YOUR INSTRUCTIONS: Transcribe the records exactly. Pictures do not belong in the transcription.

RECORD LIST:
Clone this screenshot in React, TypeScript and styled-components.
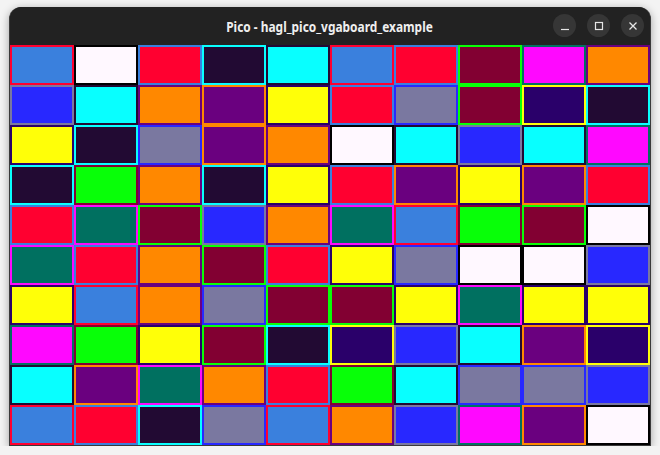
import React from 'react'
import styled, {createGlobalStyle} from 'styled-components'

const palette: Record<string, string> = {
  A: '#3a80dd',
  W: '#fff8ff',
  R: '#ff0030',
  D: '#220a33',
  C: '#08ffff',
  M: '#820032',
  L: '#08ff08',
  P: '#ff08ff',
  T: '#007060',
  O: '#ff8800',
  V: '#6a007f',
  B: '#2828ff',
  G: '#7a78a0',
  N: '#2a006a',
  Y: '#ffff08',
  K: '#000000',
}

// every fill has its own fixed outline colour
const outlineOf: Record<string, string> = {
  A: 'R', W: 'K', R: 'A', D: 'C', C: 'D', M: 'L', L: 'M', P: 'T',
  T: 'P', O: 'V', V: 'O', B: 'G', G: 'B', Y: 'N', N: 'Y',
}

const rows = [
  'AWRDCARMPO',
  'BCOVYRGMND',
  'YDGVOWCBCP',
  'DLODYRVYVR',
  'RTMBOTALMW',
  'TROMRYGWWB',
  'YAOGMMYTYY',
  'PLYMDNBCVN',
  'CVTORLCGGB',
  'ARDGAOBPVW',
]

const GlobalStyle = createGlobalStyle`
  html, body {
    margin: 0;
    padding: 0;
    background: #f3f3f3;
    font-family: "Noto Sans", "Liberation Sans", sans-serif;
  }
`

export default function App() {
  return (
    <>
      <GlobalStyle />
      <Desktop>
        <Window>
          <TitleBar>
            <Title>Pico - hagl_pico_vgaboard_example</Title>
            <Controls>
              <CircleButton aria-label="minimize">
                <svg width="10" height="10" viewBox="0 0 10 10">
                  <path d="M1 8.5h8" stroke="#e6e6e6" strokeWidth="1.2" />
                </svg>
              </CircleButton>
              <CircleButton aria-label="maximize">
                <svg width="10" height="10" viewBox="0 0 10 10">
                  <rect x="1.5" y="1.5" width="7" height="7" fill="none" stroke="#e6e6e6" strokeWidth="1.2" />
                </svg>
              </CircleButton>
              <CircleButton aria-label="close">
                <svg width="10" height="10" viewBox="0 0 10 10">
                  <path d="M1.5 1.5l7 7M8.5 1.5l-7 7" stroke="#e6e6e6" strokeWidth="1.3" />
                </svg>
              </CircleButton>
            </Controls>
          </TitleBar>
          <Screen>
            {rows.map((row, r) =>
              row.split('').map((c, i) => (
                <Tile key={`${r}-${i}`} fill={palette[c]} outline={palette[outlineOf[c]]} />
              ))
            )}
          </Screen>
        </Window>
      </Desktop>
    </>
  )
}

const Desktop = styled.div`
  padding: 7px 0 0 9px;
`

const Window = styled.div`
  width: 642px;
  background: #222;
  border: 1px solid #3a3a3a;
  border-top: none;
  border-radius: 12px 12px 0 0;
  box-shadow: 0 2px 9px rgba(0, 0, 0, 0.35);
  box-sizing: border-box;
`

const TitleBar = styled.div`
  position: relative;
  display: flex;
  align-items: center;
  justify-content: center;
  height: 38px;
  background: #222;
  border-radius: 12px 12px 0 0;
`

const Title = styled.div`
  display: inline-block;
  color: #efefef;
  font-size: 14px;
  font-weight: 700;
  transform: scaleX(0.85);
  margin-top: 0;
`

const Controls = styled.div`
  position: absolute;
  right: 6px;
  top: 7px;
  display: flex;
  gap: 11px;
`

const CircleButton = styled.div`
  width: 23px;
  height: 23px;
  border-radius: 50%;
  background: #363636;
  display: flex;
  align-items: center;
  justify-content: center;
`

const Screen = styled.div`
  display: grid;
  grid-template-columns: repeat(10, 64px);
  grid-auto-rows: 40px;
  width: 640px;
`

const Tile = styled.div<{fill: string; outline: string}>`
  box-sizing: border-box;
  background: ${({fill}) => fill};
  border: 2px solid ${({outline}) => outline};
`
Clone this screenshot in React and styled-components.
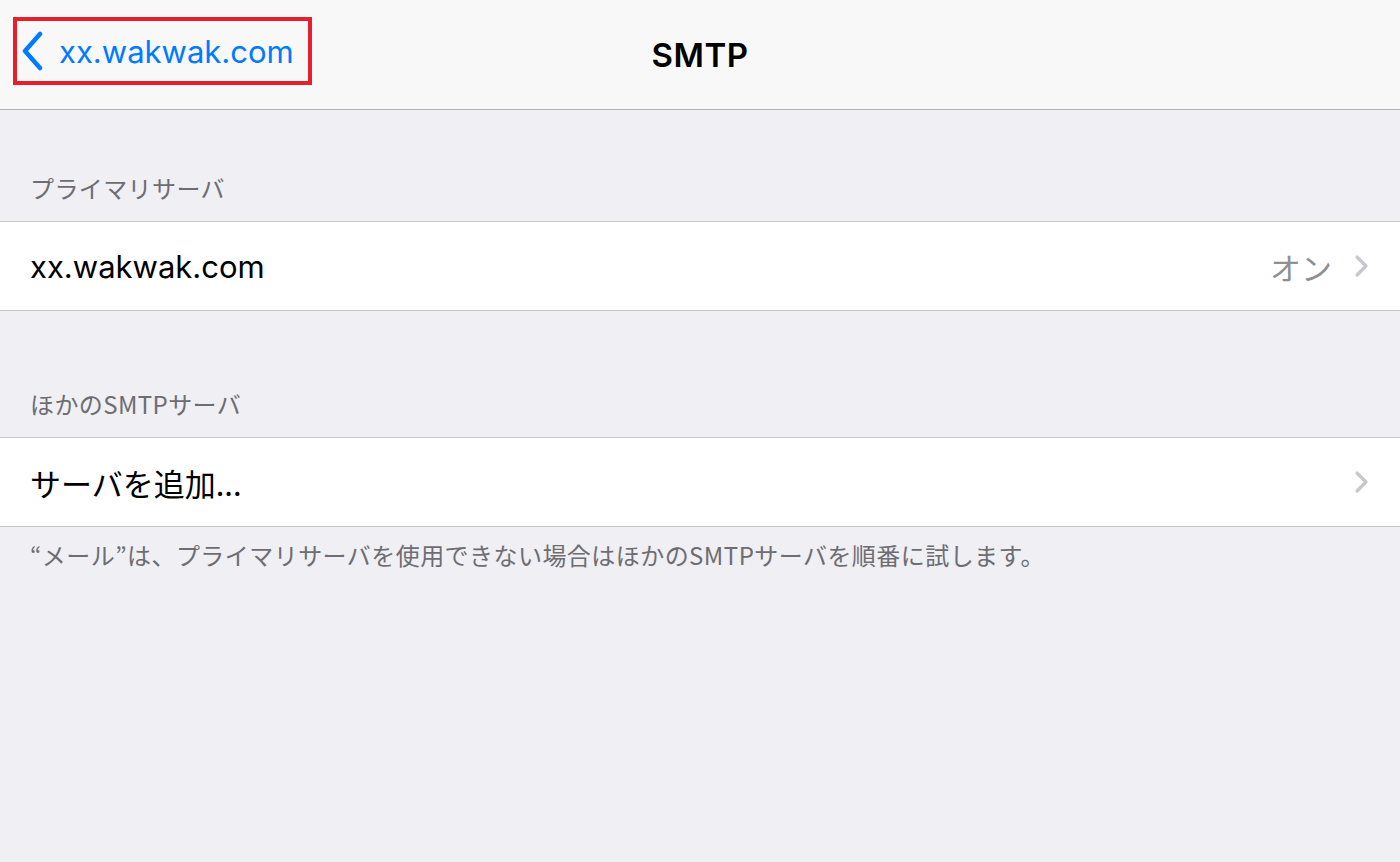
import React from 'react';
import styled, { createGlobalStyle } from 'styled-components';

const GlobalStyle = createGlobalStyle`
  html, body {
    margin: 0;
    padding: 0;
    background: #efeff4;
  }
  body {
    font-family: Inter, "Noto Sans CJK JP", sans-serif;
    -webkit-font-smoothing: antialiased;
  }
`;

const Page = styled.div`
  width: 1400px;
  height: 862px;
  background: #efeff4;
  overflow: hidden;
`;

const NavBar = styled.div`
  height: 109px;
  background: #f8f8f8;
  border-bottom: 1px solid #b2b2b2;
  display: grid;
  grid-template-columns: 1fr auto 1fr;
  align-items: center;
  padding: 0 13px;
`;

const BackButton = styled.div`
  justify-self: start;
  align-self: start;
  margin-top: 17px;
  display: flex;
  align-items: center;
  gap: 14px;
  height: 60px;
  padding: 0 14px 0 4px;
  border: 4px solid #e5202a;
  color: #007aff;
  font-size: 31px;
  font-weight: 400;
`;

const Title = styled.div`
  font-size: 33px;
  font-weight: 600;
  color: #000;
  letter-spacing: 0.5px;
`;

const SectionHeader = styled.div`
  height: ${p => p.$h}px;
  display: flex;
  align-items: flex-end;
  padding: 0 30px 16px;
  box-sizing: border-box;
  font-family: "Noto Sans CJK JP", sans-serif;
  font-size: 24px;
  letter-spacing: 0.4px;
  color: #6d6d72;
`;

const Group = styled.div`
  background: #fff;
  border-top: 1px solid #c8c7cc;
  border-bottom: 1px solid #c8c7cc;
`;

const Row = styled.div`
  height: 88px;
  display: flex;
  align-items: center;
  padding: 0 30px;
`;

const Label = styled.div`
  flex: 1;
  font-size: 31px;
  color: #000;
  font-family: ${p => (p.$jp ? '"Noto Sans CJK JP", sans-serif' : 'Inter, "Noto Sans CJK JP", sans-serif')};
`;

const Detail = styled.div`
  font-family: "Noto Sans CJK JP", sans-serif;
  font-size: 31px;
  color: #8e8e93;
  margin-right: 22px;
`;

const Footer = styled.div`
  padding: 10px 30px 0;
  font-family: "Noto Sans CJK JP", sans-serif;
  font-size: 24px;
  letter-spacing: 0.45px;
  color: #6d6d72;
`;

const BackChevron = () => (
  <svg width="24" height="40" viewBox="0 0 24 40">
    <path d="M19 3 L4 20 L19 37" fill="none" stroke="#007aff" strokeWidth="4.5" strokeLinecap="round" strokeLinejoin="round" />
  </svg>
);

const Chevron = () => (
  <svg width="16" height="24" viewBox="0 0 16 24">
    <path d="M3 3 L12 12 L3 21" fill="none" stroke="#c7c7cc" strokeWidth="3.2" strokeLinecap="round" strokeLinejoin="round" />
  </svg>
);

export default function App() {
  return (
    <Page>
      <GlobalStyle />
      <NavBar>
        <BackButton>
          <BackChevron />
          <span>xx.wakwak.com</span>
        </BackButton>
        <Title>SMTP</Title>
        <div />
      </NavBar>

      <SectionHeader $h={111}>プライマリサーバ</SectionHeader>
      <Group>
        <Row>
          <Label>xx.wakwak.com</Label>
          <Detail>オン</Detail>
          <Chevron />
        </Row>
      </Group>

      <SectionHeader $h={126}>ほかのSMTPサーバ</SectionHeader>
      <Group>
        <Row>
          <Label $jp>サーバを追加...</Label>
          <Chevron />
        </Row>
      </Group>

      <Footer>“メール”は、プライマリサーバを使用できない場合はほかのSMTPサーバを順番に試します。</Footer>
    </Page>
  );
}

FULL OUTPUT:
Clone this screenshot in React, TypeScript and styled-components.
import React from 'react'
import styled, {createGlobalStyle} from 'styled-components'

const palette: Record<string, string> = {
  A: '#3a80dd',
  W: '#fff8ff',
  R: '#ff0030',
  D: '#220a33',
  C: '#08ffff',
  M: '#820032',
  L: '#08ff08',
  P: '#ff08ff',
  T: '#007060',
  O: '#ff8800',
  V: '#6a007f',
  B: '#2828ff',
  G: '#7a78a0',
  N: '#2a006a',
  Y: '#ffff08',
  K: '#000000',
}

// every fill has its own fixed outline colour
const outlineOf: Record<string, string> = {
  A: 'R', W: 'K', R: 'A', D: 'C', C: 'D', M: 'L', L: 'M', P: 'T',
  T: 'P', O: 'V', V: 'O', B: 'G', G: 'B', Y: 'N', N: 'Y',
}

const rows = [
  'AWRDCARMPO',
  'BCOVYRGMND',
  'YDGVOWCBCP',
  'DLODYRVYVR',
  'RTMBOTALMW',
  'TROMRYGWWB',
  'YAOGMMYTYY',
  'PLYMDNBCVN',
  'CVTORLCGGB',
  'ARDGAOBPVW',
]

const GlobalStyle = createGlobalStyle`
  html, body {
    margin: 0;
    padding: 0;
    background: #f3f3f3;
    font-family: "Noto Sans", "Liberation Sans", sans-serif;
  }
`

export default function App() {
  return (
    <>
      <GlobalStyle />
      <Desktop>
        <Window>
          <TitleBar>
            <Title>Pico - hagl_pico_vgaboard_example</Title>
            <Controls>
              <CircleButton aria-label="minimize">
                <svg width="10" height="10" viewBox="0 0 10 10">
                  <path d="M1 8.5h8" stroke="#e6e6e6" strokeWidth="1.2" />
                </svg>
              </CircleButton>
              <CircleButton aria-label="maximize">
                <svg width="10" height="10" viewBox="0 0 10 10">
                  <rect x="1.5" y="1.5" width="7" height="7" fill="none" stroke="#e6e6e6" strokeWidth="1.2" />
                </svg>
              </CircleButton>
              <CircleButton aria-label="close">
                <svg width="10" height="10" viewBox="0 0 10 10">
                  <path d="M1.5 1.5l7 7M8.5 1.5l-7 7" stroke="#e6e6e6" strokeWidth="1.3" />
                </svg>
              </CircleButton>
            </Controls>
          </TitleBar>
          <Screen>
            {rows.map((row, r) =>
              row.split('').map((c, i) => (
                <Tile key={`${r}-${i}`} fill={palette[c]} outline={palette[outlineOf[c]]} />
              ))
            )}
          </Screen>
        </Window>
      </Desktop>
    </>
  )
}

const Desktop = styled.div`
  padding: 7px 0 0 9px;
`

const Window = styled.div`
  width: 642px;
  background: #222;
  border: 1px solid #3a3a3a;
  border-top: none;
  border-radius: 12px 12px 0 0;
  box-shadow: 0 2px 9px rgba(0, 0, 0, 0.35);
  box-sizing: border-box;
`

const TitleBar = styled.div`
  position: relative;
  display: flex;
  align-items: center;
  justify-content: center;
  height: 38px;
  background: #222;
  border-radius: 12px 12px 0 0;
`

const Title = styled.div`
  display: inline-block;
  color: #efefef;
  font-size: 14px;
  font-weight: 700;
  transform: scaleX(0.85);
  margin-top: 0;
`

const Controls = styled.div`
  position: absolute;
  right: 6px;
  top: 7px;
  display: flex;
  gap: 11px;
`

const CircleButton = styled.div`
  width: 23px;
  height: 23px;
  border-radius: 50%;
  background: #363636;
  display: flex;
  align-items: center;
  justify-content: center;
`

const Screen = styled.div`
  display: grid;
  grid-template-columns: repeat(10, 64px);
  grid-auto-rows: 40px;
  width: 640px;
`

const Tile = styled.div<{fill: string; outline: string}>`
  box-sizing: border-box;
  background: ${({fill}) => fill};
  border: 2px solid ${({outline}) => outline};
`
Clone this screenshot in React and styled-components.
import React from 'react';
import styled, { createGlobalStyle } from 'styled-components';

const GlobalStyle = createGlobalStyle`
  html, body {
    margin: 0;
    padding: 0;
    background: #efeff4;
  }
  body {
    font-family: Inter, "Noto Sans CJK JP", sans-serif;
    -webkit-font-smoothing: antialiased;
  }
`;

const Page = styled.div`
  width: 1400px;
  height: 862px;
  background: #efeff4;
  overflow: hidden;
`;

const NavBar = styled.div`
  height: 109px;
  background: #f8f8f8;
  border-bottom: 1px solid #b2b2b2;
  display: grid;
  grid-template-columns: 1fr auto 1fr;
  align-items: center;
  padding: 0 13px;
`;

const BackButton = styled.div`
  justify-self: start;
  align-self: start;
  margin-top: 17px;
  display: flex;
  align-items: center;
  gap: 14px;
  height: 60px;
  padding: 0 14px 0 4px;
  border: 4px solid #e5202a;
  color: #007aff;
  font-size: 31px;
  font-weight: 400;
`;

const Title = styled.div`
  font-size: 33px;
  font-weight: 600;
  color: #000;
  letter-spacing: 0.5px;
`;

const SectionHeader = styled.div`
  height: ${p => p.$h}px;
  display: flex;
  align-items: flex-end;
  padding: 0 30px 16px;
  box-sizing: border-box;
  font-family: "Noto Sans CJK JP", sans-serif;
  font-size: 24px;
  letter-spacing: 0.4px;
  color: #6d6d72;
`;

const Group = styled.div`
  background: #fff;
  border-top: 1px solid #c8c7cc;
  border-bottom: 1px solid #c8c7cc;
`;

const Row = styled.div`
  height: 88px;
  display: flex;
  align-items: center;
  padding: 0 30px;
`;

const Label = styled.div`
  flex: 1;
  font-size: 31px;
  color: #000;
  font-family: ${p => (p.$jp ? '"Noto Sans CJK JP", sans-serif' : 'Inter, "Noto Sans CJK JP", sans-serif')};
`;

const Detail = styled.div`
  font-family: "Noto Sans CJK JP", sans-serif;
  font-size: 31px;
  color: #8e8e93;
  margin-right: 22px;
`;

const Footer = styled.div`
  padding: 10px 30px 0;
  font-family: "Noto Sans CJK JP", sans-serif;
  font-size: 24px;
  letter-spacing: 0.45px;
  color: #6d6d72;
`;

const BackChevron = () => (
  <svg width="24" height="40" viewBox="0 0 24 40">
    <path d="M19 3 L4 20 L19 37" fill="none" stroke="#007aff" strokeWidth="4.5" strokeLinecap="round" strokeLinejoin="round" />
  </svg>
);

const Chevron = () => (
  <svg width="16" height="24" viewBox="0 0 16 24">
    <path d="M3 3 L12 12 L3 21" fill="none" stroke="#c7c7cc" strokeWidth="3.2" strokeLinecap="round" strokeLinejoin="round" />
  </svg>
);

export default function App() {
  return (
    <Page>
      <GlobalStyle />
      <NavBar>
        <BackButton>
          <BackChevron />
          <span>xx.wakwak.com</span>
        </BackButton>
        <Title>SMTP</Title>
        <div />
      </NavBar>

      <SectionHeader $h={111}>プライマリサーバ</SectionHeader>
      <Group>
        <Row>
          <Label>xx.wakwak.com</Label>
          <Detail>オン</Detail>
          <Chevron />
        </Row>
      </Group>

      <SectionHeader $h={126}>ほかのSMTPサーバ</SectionHeader>
      <Group>
        <Row>
          <Label $jp>サーバを追加...</Label>
          <Chevron />
        </Row>
      </Group>

      <Footer>“メール”は、プライマリサーバを使用できない場合はほかのSMTPサーバを順番に試します。</Footer>
    </Page>
  );
}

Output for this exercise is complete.